EVE BEGLARIAN is an extraordinarily accomplished composer and performer whose music has been described as “an eclectic and wide-open series of enticements” by the Los Angeles Times. Her chamber and orchestral music has been commissioned and performed by the Bang on a Can All-Stars, the California EAR Unit, the Paul Dresher Ensemble and others, and she has worked extensively with directors and choreographers such as Lee Bruer, Chen Shi-Zheng, Robert La Fosse, and Susan Marshall.
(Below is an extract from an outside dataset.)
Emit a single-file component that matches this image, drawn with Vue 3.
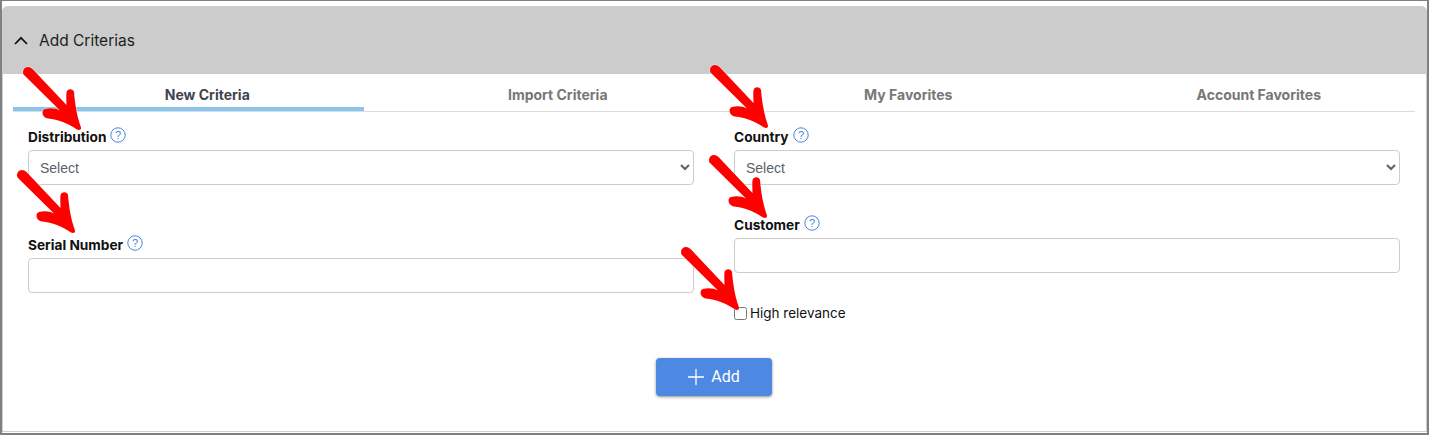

MANOOCHEHR SADEGHI began to study classical Persian santur (a 72-string hammer dulcimer) in Tehran when he was seven years old under the master Ustad Abol Hassan Saba. He has enjoyed a distinguished career as a master performer and teacher both in Iran and the United States, and has been recorded on U.S. record labels and for broadcast on Iranian television and radio. In 2003, Sadeghi was named a National Heritage Fellow of the National Endowment for the Arts.
PEJMAN HADADI is a virtuoso Iranian tombak and daf (frame drum) player who began playing tombak at the age of ten under masters Asadollah Hejazi and Bahman Rajabi. He has spent his professional career as a performing and recording artist with ensembles of Persian classical music as well as Indian, Turkish and American.
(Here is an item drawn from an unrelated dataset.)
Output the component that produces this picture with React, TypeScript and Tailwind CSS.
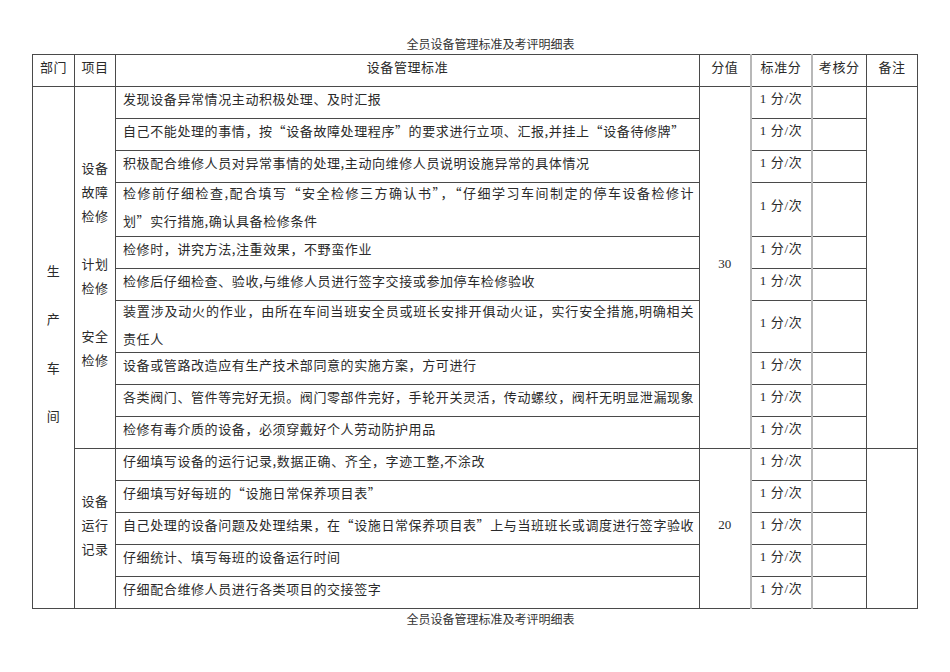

DAVID GOODE is Organist and Head of Keyboard at Eton College, where he presides over a unique collection of historic instruments and teaches some of the UK's most talented young organists. He combines this with a concert career that takes him to all parts of the world.
The Grammy-nominated LOS ANGELES MASTER CHORALE, a resident company of the Music Center, has been cited as a national leader for its innovative and dynamic programming. Recognized as one of the city’s cultural treasures and one of the world’s premier choruses, the Chorale, a founding resident company of the Music Center, has played a leading role in the ongoing resurgence of interest in choral music. Los Angeles Times proclaims the Los Angeles Master Chorale “has become the most exciting chorus in the country under Grant Gershon.”